Post-filtering retrieves ANN candidates first, then applies the metadata filter. It is simple to implement and adds no overhead to the ANN algorithm, but recall degrades proportionally to filter selectivity - a 99% selective filter requires retrieving 100× more candidates than needed. Pre-filtering identifies valid documents via metadata indexes first, then runs vector search only within that subset. It maintains recall but is expensive when the valid subset is large (requires searching a large space) and problematic when the subset is very small (not enough documents for ANN to work effectively). Pre-filtering works best for namespace isolation where the entire collection IS the valid set for that tenant.
Q2: What is the ACORN algorithm and why does it matter for production vector databases?
ACORN integrates metadata filtering directly into HNSW graph traversal. Standard HNSW visits all nodes during traversal, including those that do not pass the filter. ACORN uses a two-hop neighborhood strategy: when evaluating a node, it checks the node and its graph neighbors for filter compliance. Non-compliant nodes are used only for navigation (to reach other parts of the graph) but not returned as results. This maintains high recall even when filters are extremely selective (99%+ eliminated), with minimal overhead compared to unfiltered HNSW. It matters because without ACORN-style filtering, production systems with multi-tenant data isolation see dramatic recall degradation as tenant dataset size decreases relative to the total collection size.
Q3: You are building a SaaS application with 10,000 customers and need vector search with per-customer data isolation. What architecture do you choose?
For 10,000 customers, separate collections per customer is too expensive to manage. Use a shared collection with payload-indexed customer_id field and ACORN-style filtering (Qdrant). Create a payload index on customer_id as a keyword field - this enables O(log n) filter candidate resolution rather than full scan. Every query must include the customer_id filter at the database query level, plus validation at the application level (defense in depth). Monitor per-customer recall@10 weekly and alert when any customer's average drops below 0.88. For customers with extremely small document counts (under 1000 documents), supplement with exact search as fallback since ANN does not provide meaningful speedup at that scale anyway.
Q4: A customer reports that their search quality degraded significantly after their document count grew from 50K to 500K. What happened?

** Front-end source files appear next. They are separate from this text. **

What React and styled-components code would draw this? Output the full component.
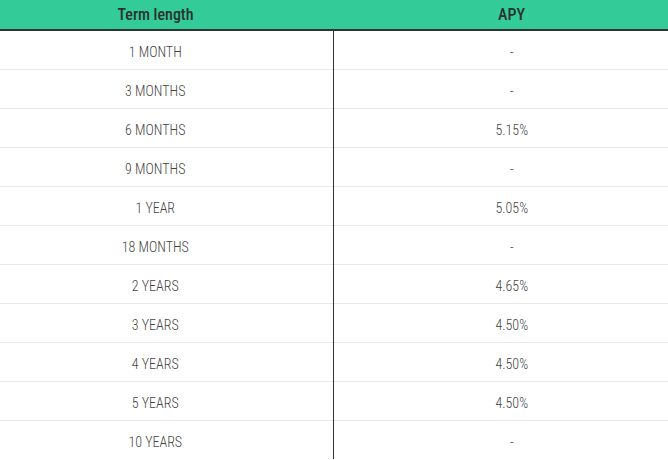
import React from "react";
import styled, { createGlobalStyle } from "styled-components";

const Global = createGlobalStyle`
  html, body { margin: 0; padding: 0; background: #fff; }
  body { font-family: "Roboto Condensed", Roboto, "Liberation Sans", sans-serif; }
`;

const Table = styled.table`
  width: 668px;
  border-collapse: collapse;
  table-layout: fixed;
`;

const HeadCell = styled.th`
  box-sizing: border-box;
  height: 30px;
  padding: ${(p) => (p.$first ? "0 22px 0 0" : "0 0 0 22px")};
  background: #33cc99;
  color: #2b3230;
  font-weight: 500;
  font-size: 16px;
  line-height: 27px;
  text-align: center;
  border-bottom: 2px solid #2f3333;
  width: ${(p) => (p.$first ? "333px" : "auto")};
`;

const Row = styled.tr`
  border-bottom: 1px solid #e9e9e9;
  &:last-child { border-bottom: none; }
`;

const Cell = styled.td`
  height: 35px;
  padding: ${(p) => (p.$first ? "3px 22px 0 0" : "3px 0 0 22px")};
  text-align: center;
  font-size: 14px;
  font-weight: 300;
  color: #444;
  border-right: ${(p) => (p.$first ? "1px solid #333" : "none")};
`;

const rows = [
  ["1 MONTH", "-"],
  ["3 MONTHS", "-"],
  ["6 MONTHS", "5.15%"],
  ["9 MONTHS", "-"],
  ["1 YEAR", "5.05%"],
  ["18 MONTHS", "-"],
  ["2 YEARS", "4.65%"],
  ["3 YEARS", "4.50%"],
  ["4 YEARS", "4.50%"],
  ["5 YEARS", "4.50%"],
  ["10 YEARS", "-"],
];

export default function App() {
  return (
    <>
      <Global />
      <Table>
        <thead>
          <tr>
            <HeadCell $first>Term length</HeadCell>
            <HeadCell>APY</HeadCell>
          </tr>
        </thead>
        <tbody>
          {rows.map(([t, a]) => (
            <Row key={t}>
              <Cell $first>{t}</Cell>
              <Cell>{a}</Cell>
            </Row>
          ))}
        </tbody>
      </Table>
    </>
  );
}
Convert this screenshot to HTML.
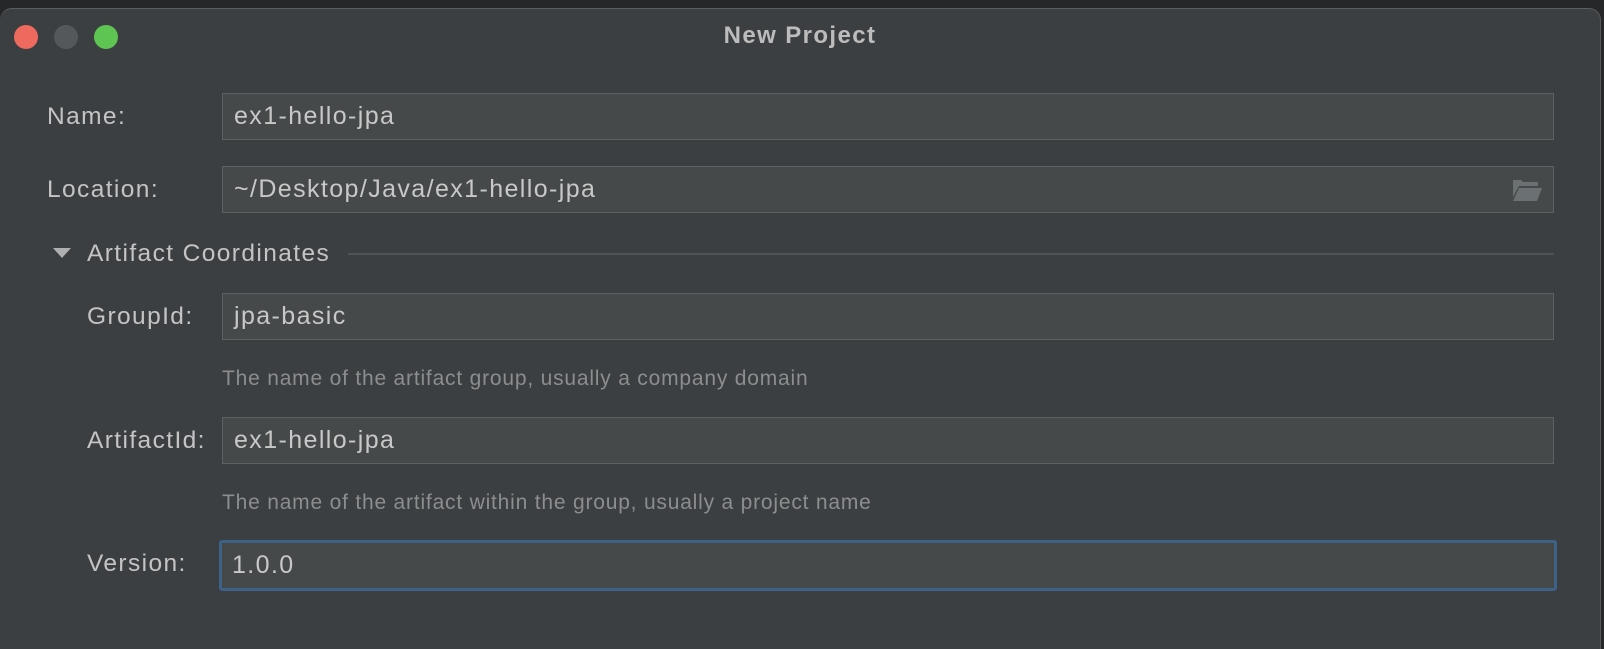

The filter selectivity changed. At 50K documents (customer) out of total collection (e.g., 2M), the customer's documents were 2.5% of the collection - filter eliminates 97.5%. At 500K documents out of collection (now grown to 10M), the fraction might be similar or worse. If using post-filtering: the system must retrieve 40K candidates to get 1000 relevant ones, which is extremely slow and the HNSW search oversample wasn't scaled accordingly. If using pre-filter without ACORN: the "valid subset" of 500K vectors requires its own high-quality ANN graph, which may not exist. The fix: switch to ACORN-style integrated filtering, validate recall@10 for this customer's document count range, and set up alerts on result counts per tenant.
Q5: What payload fields should always be indexed in a production vector database, and which should not be?
Always index: fields used in must or should filter conditions in every query (e.g., tenant_id, doc_type, status), fields used in range queries (timestamps, prices), fields used in sorting. Never index: fields that are never queried directly (full text content, raw HTML, binary data), fields with very low cardinality where full scan is just as fast (boolean flags where 50% of documents have each value), fields used only in the response payload but not for filtering. Fields with very high cardinality (e.g., embedding IDs) can be indexed if you query them by equality, but typically are looked up by vector ID directly rather than via payload filter.